Furthermore, the described units are constructed in a manner which enables the units
to be given small dimensions, thereby facilitating positioning of the units close
to the process line. Because the feed rolls 13 are controlled so that the dancing
arm will only perform small pivotal movements in operation, the buffer length of the
web 1 which shall be capable of being taken-up by the unit during operation, will
also be small. Furthermore, the dancing arm carries two rollers 6, 7 which in the
case of the illustrated units means that this buffer length is divided into two loops,
which further reduces the need for space in the vertical direction in order to accommodate
desired buffer lengths. The described inventive units can therefore be given a very
compact construction.
[0021] The described exemplifying embodiments may, of course, be modified within the scope
of the invention. For instance, the spreader roll 14 can be placed upstream of the
feed rolls instead of downstream thereof. The dancing arm may also carry fewer or
more web-loop supporting rollers and the position of the units in relation to the
conveyors of the process line may be varied. For instance, the units may be placed
above or beneath the conveyor instead of on one side thereof. The invention is therefore
restricted solely by the content of the following Claims.
1. A unit for controlling the tension of an outgoing web of material (1) passing through
the unit and being delivered to a process line (16) for manufacturing absorbent disposable
articles, wherein the unit includes a pretensioned or spring-biassed dancing arm (2)
which is pivotable about a fixed axle (3) and which is intende to support a web loop
in its free end, characterised in that the pretension force on the dancing arm (29
acts in a direction opposite to the direction of the gravitational force acting on
said arm, and the biassing force or pretension force is generated by a spring (19)
whose one end is is pivotally attached to a lever arm (11) which projects out from
the dancing arm (2) at the end thereof connected to the pivot axle (3).

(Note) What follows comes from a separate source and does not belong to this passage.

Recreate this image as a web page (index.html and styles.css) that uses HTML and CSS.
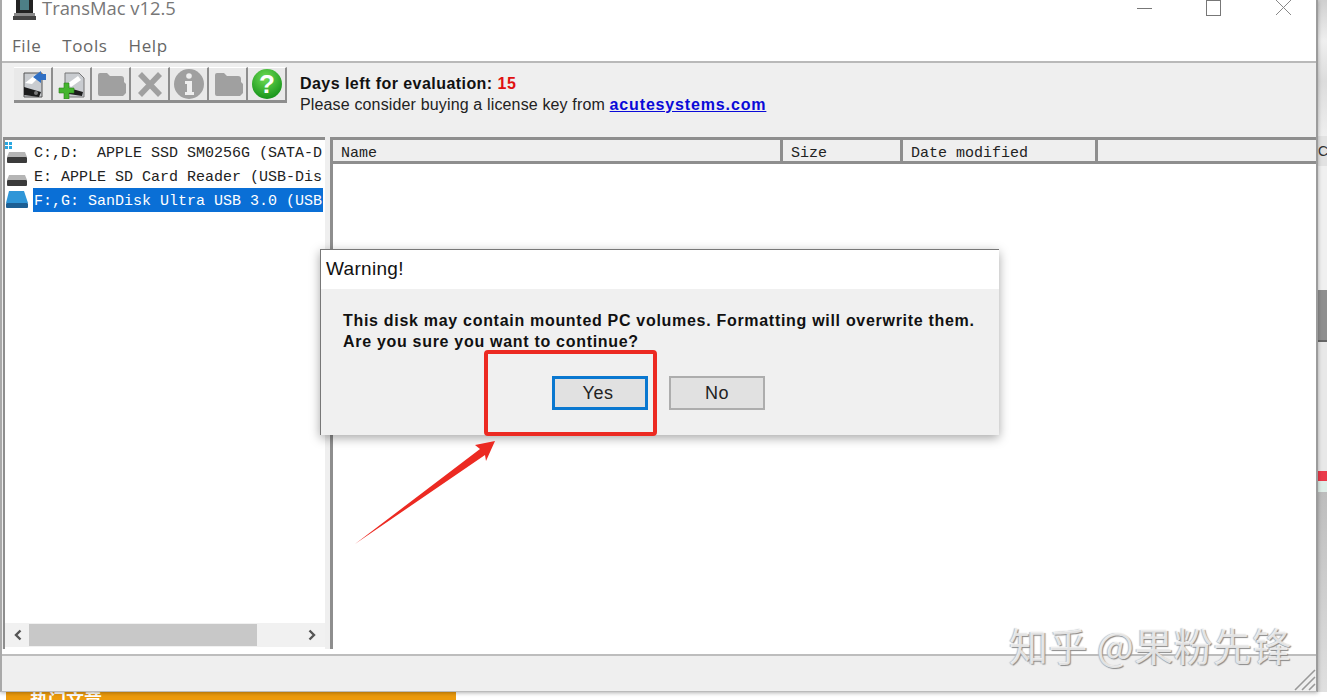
FILE: index.html
```html
<!DOCTYPE html>
<html lang="en">
<head>
  <meta charset="UTF-8" />
  <title>TransMac v12.5</title>
  <link rel="stylesheet" href="styles.css">
</head>
<body>
  <div class="screen">
    <div class="app">
      <!-- Title bar -->
      <header class="titlebar">
        <svg class="app-icon" width="26" height="22" viewBox="0 0 26 22">
          <rect x="4" y="0" width="17" height="14" fill="#222"/>
          <rect x="8" y="0" width="9" height="11" fill="#4d7f86"/>
          <rect x="2" y="14" width="21" height="3" fill="#8a8a8a"/>
          <rect x="1" y="17" width="23" height="4" fill="#444"/>
        </svg>
        <span class="app-title">TransMac v12.5</span>
        <div class="win-controls">
          <svg width="16" height="16" viewBox="0 0 16 16"><path d="M0 8.5H15" stroke="#777" fill="none"/></svg>
          <svg width="16" height="16" viewBox="0 0 16 16"><rect x="0.5" y="0.5" width="14" height="15" stroke="#777" fill="none"/></svg>
          <svg width="17" height="16" viewBox="0 0 17 16"><path d="M1 0L16 15M16 0L1 15" stroke="#888" fill="none"/></svg>
        </div>
      </header>

      <nav class="menubar">
        <span>File</span>
        <span>Tools</span>
        <span>Help</span>
      </nav>

      <!-- Toolbar -->
      <section class="toolbar">
        <div class="tools">
          <button class="tool">
            <svg width="30" height="30" viewBox="0 0 30 30">
              <path d="M6 4H24V28H6Z" fill="#c9ccd0" stroke="#555"/>
              <path d="M7 14L17 6H23L14 15Z" fill="#fff"/>
              <path d="M15 8L23 2V5H28V11H23V14Z" fill="#2f6fc4"/>
              <path d="M6 18L23 23L21 28L6 26Z" fill="#1c1c1c"/>
              <circle cx="18" cy="24" r="2" fill="#7a7a7a"/>
            </svg>
          </button>
          <button class="tool">
            <svg width="30" height="30" viewBox="0 0 30 30">
              <path d="M8 4H22L27 9V28H8Z" fill="#c9ccd0" stroke="#777"/>
              <path d="M10 15L21 7L24 11L14 18Z" fill="#fff"/>
              <path d="M12 19L26 23L25 27L12 25Z" fill="#1c1c1c"/>
              <path d="M7 14H12V19H17V24H12V30H7V24H2V19H7Z" fill="#45b52f" stroke="#2b7d1c" stroke-width="0.6"/>
            </svg>
          </button>
          <button class="tool">
            <svg width="30" height="30" viewBox="0 0 30 30"><use href="#folder-off"/></svg>
          </button>
          <button class="tool">
            <svg width="30" height="30" viewBox="0 0 30 30"><path d="M5 5L25 26M25 5L5 26" stroke="#a0a0a0" stroke-width="5.5" fill="none"/></svg>
          </button>
          <button class="tool">
            <svg width="32" height="32" viewBox="0 0 32 32">
              <circle cx="16" cy="16" r="15" fill="#a0a0a0"/>
              <circle cx="16" cy="8" r="2.8" fill="#efefef"/>
              <path d="M12 13H19V24H21V27H12V24H14V16H12Z" fill="#efefef"/>
            </svg>
          </button>
          <button class="tool">
            <svg width="30" height="30" viewBox="0 0 30 30"><use href="#folder-off"/></svg>
          </button>
          <button class="tool">
            <svg width="32" height="32" viewBox="0 0 32 32">
              <defs>
                <radialGradient id="greenBall" cx="0.45" cy="0.3" r="0.8">
                  <stop offset="0" stop-color="#6fdc55"/>
                  <stop offset="1" stop-color="#0a8a12"/>
                </radialGradient>
              </defs>
              <circle cx="16" cy="16" r="15" fill="url(#greenBall)"/>
              <text x="16" y="25" class="help-mark">?</text>
            </svg>
          </button>
        </div>
        <div class="eval">
          <div class="eval-days">Days left for evaluation: <span class="eval-num">15</span></div>
          <div class="eval-buy">Please consider buying a license key from <a href="#">acutesystems.com</a></div>
        </div>
      </section>

      <!-- Panes -->
      <main class="panes">
        <aside class="tree">
          <div class="tree-list">
            <div class="tree-row">
              <svg class="drive" width="26" height="24" viewBox="0 0 26 24">
                <rect x="0" y="2" width="3" height="3" fill="#2aa7e0"/><rect x="4" y="2" width="3" height="3" fill="#2aa7e0"/>
                <rect x="0" y="6" width="3" height="3" fill="#2aa7e0"/><rect x="4" y="6" width="3" height="3" fill="#2aa7e0"/>
                <path d="M4 12H20L22 17H2Z" fill="#b5b5b5"/>
                <rect x="2" y="17" width="20" height="6" rx="1" fill="#3b3b3b"/>
              </svg>
              <span>C:,D:  APPLE SSD SM0256G (SATA-D</span>
            </div>
            <div class="tree-row">
              <svg class="drive" width="26" height="24" viewBox="0 0 26 24">
                <path d="M4 11H20L22 16H2Z" fill="#b5b5b5"/>
                <rect x="2" y="16" width="20" height="6" rx="1" fill="#3b3b3b"/>
              </svg>
              <span>E: APPLE SD Card Reader (USB-Dis</span>
            </div>
            <div class="tree-row selected">
              <svg class="drive" width="26" height="24" viewBox="0 0 26 24">
                <path d="M4 3H19L23 15H1Z" fill="#2f96d8"/>
                <rect x="1" y="15" width="22" height="5" rx="1" fill="#1d5f94"/>
              </svg>
              <span>F:,G: SanDisk Ultra USB 3.0 (USB</span>
            </div>
          </div>
          <div class="hscroll">
            <svg width="10" height="12" viewBox="0 0 10 12"><path d="M7.5 1.5L3 6L7.5 10.5" stroke="#555" stroke-width="2.4" fill="none"/></svg>
            <div class="hscroll-track"><div class="hscroll-thumb"></div></div>
            <svg width="10" height="12" viewBox="0 0 10 12"><path d="M2.5 1.5L7 6L2.5 10.5" stroke="#555" stroke-width="2.4" fill="none"/></svg>
          </div>
        </aside>
        <section class="files">
          <div class="files-head">
            <div class="col col-name">Name</div>
            <div class="col col-size">Size</div>
            <div class="col col-date">Date modified</div>
            <div class="col col-rest"></div>
          </div>
        </section>
      </main>

      <footer class="statusbar">
        <svg class="grip" width="22" height="22" viewBox="0 0 22 22">
          <path d="M1 21L21 1M8 21L21 8M15 21L21 15" stroke="#999" stroke-width="1.6" fill="none"/>
        </svg>
      </footer>
    </div>

    <!-- What shows of the page behind the window -->
    <div class="behind-right">
      <div class="br-top"></div>
      <div class="br-ca">Ca</div>
      <div class="br-light"></div>
      <div class="br-dark"></div>
      <div class="br-red"></div>
      <div class="br-bottom"></div>
    </div>
    <div class="behind-bottom">
      <div class="banner">热门文章</div>
    </div>
  </div>

  <!-- Warning dialog -->
  <div class="dialog">
    <div class="dialog-title">Warning!</div>
    <div class="dialog-body">
      <p>This disk may contain mounted PC volumes. Formatting will overwrite them.<br>Are you sure you want to continue?</p>
      <div class="dialog-actions">
        <button class="btn btn-default">Yes</button>
        <button class="btn">No</button>
      </div>
    </div>
  </div>

  <!-- Red annotation -->
  <div class="mark-box"></div>
  <svg class="mark-arrow" width="150" height="110" viewBox="350 438 150 110">
    <polygon points="355,544 480,449 475,445 495,441 486,461 485,455" fill="#ec2a22"/>
  </svg>

  <div class="watermark">知乎 @果粉先锋</div>

  <svg width="0" height="0" class="defs">
    <symbol id="folder-off" viewBox="0 0 30 30">
      <path d="M2 6Q2 4 4 4H11L14 7H25Q28 7 28 10V13L30 15V24L27 27H4Q2 27 2 25Z" fill="#a0a0a0"/>
    </symbol>
  </svg>
</body>
</html>
```

FILE: styles.css
```css
html, body {
  margin: 0;
  height: 700px;
  overflow: hidden;
  background: #fff;
}

body {
  position: relative;
  font-family: "Liberation Sans", Arial, sans-serif;
  color: #111;
}

.defs {
  position: absolute;
}

.screen {
  display: grid;
  grid-template-columns: 1318px 9px;
  grid-template-rows: 692px 8px;
  height: 700px;
}

/* ==== Window ==== */
.app {
  position: relative;
  display: flex;
  flex-direction: column;
  background: #fff;
  border-left: 2px solid #a9a9a9;
  border-right: 2px solid #9c9c9c;
  border-bottom: 1px solid #bbb;
  box-sizing: border-box;
  box-shadow: 0 1px 4px rgba(0,0,0,0.3);
  z-index: 1;
}

.titlebar {
  display: flex;
  align-items: flex-start;
  height: 30px;
  flex: none;
  padding-left: 10px;
}

.app-icon {
  margin-top: -1px;
}

.app-title {
  margin-left: 4px;
  margin-top: -4px;
  font-family: "Open Sans", sans-serif;
  font-size: 18.4px;
  line-height: 24px;
  color: #777;
}

.win-controls {
  margin-left: auto;
  display: flex;
  align-items: flex-start;
  gap: 53px;
  margin-right: 24px;
  margin-top: 0;
}

.menubar {
  display: flex;
  gap: 21px;
  height: 31px;
  flex: none;
  padding-left: 10px;
  font-family: "Open Sans", sans-serif;
  font-size: 17px;
  line-height: 31px;
  color: #666;
  letter-spacing: 0.6px;
  border-bottom: 2px solid #b9b9b9;
}

.toolbar {
  display: flex;
  height: 74px;
  flex: none;
  background: #efefef;
  box-sizing: border-box;
  padding: 4px 0 0 12px;
}

.tools {
  display: flex;
  height: 36px;
}

.tool {
  width: 39px;
  height: 36px;
  padding: 0;
  border: none;
  border-right: 2px solid #8e8e8e;
  border-bottom: 3px solid #8e8e8e;
  border-top: 1px solid #fff;
  background: #e9e9e9;
  display: flex;
  align-items: center;
  justify-content: center;
}

.help-mark {
  font-family: "Liberation Sans", sans-serif;
  font-size: 26px;
  font-weight: 700;
  fill: #fff;
  text-anchor: middle;
}

.eval {
  margin-left: 13px;
  margin-top: 6px;
  font-size: 16px;
  line-height: 21px;
}

.eval-days {
  font-weight: 700;
  letter-spacing: 0.45px;
}

.eval-num {
  color: #e01010;
}

.eval-buy {
  letter-spacing: 0.15px;
  color: #222;
}

.eval-buy a {
  color: #0a0ad8;
  font-weight: 700;
  letter-spacing: 0.85px;
}

/* ==== Panes ==== */
.panes {
  display: flex;
  flex: 1;
  min-height: 0;
  background: #efefef;
  gap: 5px;
  padding-left: 1px;
}

.tree {
  width: 322px;
  flex: none;
  display: flex;
  flex-direction: column;
  box-sizing: border-box;
  border-top: 3px solid #8e8e8e;
  border-left: 2px solid #8e8e8e;
  background: #fff;
}

.tree-list {
  flex: 1;
  overflow: hidden;
  padding-right: 2px;
}

.tree-row {
  display: flex;
  height: 24px;
  align-items: center;
  font-family: "Liberation Mono", monospace;
  font-size: 15px;
  color: #222;
  white-space: pre;
}

.drive {
  flex: none;
  width: 26px;
  margin-right: 2px;
}

.tree-row span {
  flex: 1;
  padding-left: 1px;
  padding-top: 2px;
  height: 24px;
  box-sizing: border-box;
  line-height: 24px;
  overflow: hidden;
}

.tree-row.selected span {
  background: #0a6fd6;
  color: #fff;
}

.hscroll {
  display: flex;
  align-items: center;
  height: 24px;
  background: #f1f1f1;
  padding: 0 8px;
  gap: 6px;
  margin-bottom: 2px;
}

.hscroll-track {
  flex: 1;
  height: 22px;
}

.hscroll-thumb {
  width: 228px;
  height: 100%;
  background: #c8c8c8;
}

.files {
  flex: 1;
  border-left: 3px solid #8e8e8e;
  background: #fff;
}

.files-head {
  display: flex;
  height: 27px;
  box-sizing: border-box;
  border-top: 3px solid #8e8e8e;
  border-bottom: 3px solid #8e8e8e;
  background: #efefef;
  font-family: "Liberation Mono", monospace;
  font-size: 15px;
  line-height: 27px;
  color: #222;
}

.col {
  box-sizing: border-box;
  padding-left: 8px;
  border-right: 3px solid #8e8e8e;
}

.col-name { width: 450px; }
.col-size { width: 120px; }
.col-date { width: 195px; }

.col-rest {
  flex: 1;
  border-right: none;
}

.statusbar {
  position: relative;
  height: 37px;
  flex: none;
  margin-top: 5px;
  background: #efefef;
  border-top: 2px solid #bdbdbd;
  box-sizing: border-box;
}

.grip {
  position: absolute;
  right: 0;
  bottom: 0;
}

/* ==== Behind the window ==== */
.behind-right {
  display: flex;
  flex-direction: column;
  overflow: hidden;
  background: #e6e6e6;
}

.br-top {
  height: 136px;
  background: linear-gradient(#cfcfcf, #efefef 30%, #dcdcdc 60%, #efefef);
}

.br-ca {
  height: 30px;
  font-size: 14px;
  line-height: 30px;
  color: #333;
  background: #e2e2e2;
  white-space: nowrap;
}

.br-light {
  height: 124px;
  background: #f0f0f0;
}

.br-dark {
  height: 52px;
  background: #8f8f8f;
  border-bottom: 2px solid #666;
  box-sizing: border-box;
}

.br-red {
  height: 150px;
  background: linear-gradient(#e8e8e8 86%, #ea3a4a 86%, #ea3a4a 93%, #dfeee8 93%);
}

.br-bottom {
  flex: 1;
  background: linear-gradient(#bdbdbd 0, #e0e0e0 100%);
}

.behind-bottom {
  grid-column: 1 / 3;
  overflow: hidden;
  background: #fff;
}

.banner {
  width: 450px;
  height: 8px;
  margin-left: 6px;
  padding-left: 24px;
  box-sizing: border-box;
  background: #ec9a0c;
  color: #fff;
  font-family: "Noto Sans CJK SC", sans-serif;
  font-size: 18px;
  font-weight: 700;
  line-height: 14px;
}

/* ==== Dialog ==== */
.dialog {
  position: absolute;
  z-index: 2;
  left: 320px;
  top: 249px;
  width: 679px;
  height: 186px;
  box-sizing: border-box;
  display: flex;
  flex-direction: column;
  border: 1px solid #777;
  border-bottom: none;
  border-right: none;
  background: #f0f0f0;
  box-shadow: 0 3px 10px rgba(0,0,0,0.35);
}

.dialog-title {
  height: 39px;
  flex: none;
  background: #fff;
  padding-left: 5px;
  font-size: 19px;
  letter-spacing: 0.3px;
  line-height: 38px;
  color: #111;
}

.dialog-body {
  flex: 1;
  padding: 21px 0 0 22px;
}

.dialog-body p {
  margin: 0;
  font-size: 16px;
  font-weight: 700;
  letter-spacing: 0.7px;
  line-height: 21px;
  color: #111;
  white-space: nowrap;
}

.dialog-actions {
  display: flex;
  gap: 21px;
  margin-top: 24px;
  padding-left: 209px;
}

.btn {
  width: 96px;
  height: 34px;
  padding: 0;
  background: #e1e1e1;
  border: 2px solid #adadad;
  font-family: "Liberation Sans", sans-serif;
  font-size: 18px;
  letter-spacing: 0.5px;
  color: #222;
}

.btn-default {
  border: 3px solid #0a78d0;
  padding-right: 4px;
}

/* ==== Annotation ==== */
.mark-box {
  position: absolute;
  z-index: 3;
  left: 484px;
  top: 350px;
  width: 173px;
  height: 86px;
  box-sizing: border-box;
  border: 4px solid #ec2a22;
  border-radius: 4px;
}

.mark-arrow {
  position: absolute;
  z-index: 3;
  left: 350px;
  top: 438px;
}

.watermark {
  position: absolute;
  z-index: 3;
  left: 1009px;
  top: 619px;
  font-family: "Noto Sans CJK SC", sans-serif;
  font-size: 39px;
  letter-spacing: 0.4px;
  line-height: 50px;
  white-space: pre;
  color: rgba(255,255,255,0.75);
  text-shadow: 1px 1px 1px #8a8a8a, -1px 0 1px #bbb;
}
```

2. A unit according to Claim 1, characterised in that the unit includes a position indicator which senses the rotational position of the
dancing arm (2) and delivers a position signal corresponding to this position; a pair
of feed rolls (13) which are mounted at the upstream end of the unit and through which
the web passes when the unit is in operation; and control means (12) which receives
the position signal from the position indicator and adjusts the rotational speed of
the feed roll pair accordingly.
3. A unit according to Claim 2, characterised in that the unit includes a spreader roll or smoothing roll (14) which is mounted downstream
of the feed roll pair (13) and upstream of devices (6-10) which form the web loop
supported by the dancing arm (2).
4. A unit according to any one of Claims 1-3, characterised in that the other end of the spring (19) is pivotally connected to an attachment means (20)
which, in turn, is attached to a housing (H) or the like which house the unit components.
5. A unit according to Claim 4, characterised in that the attachment means (20') connected to the housing can be moved along an inclined
path (22) such that when moved, the attachment means will change position in relation
to the pivot axle (3') of the dancing arm (2'), both laterally and vertically.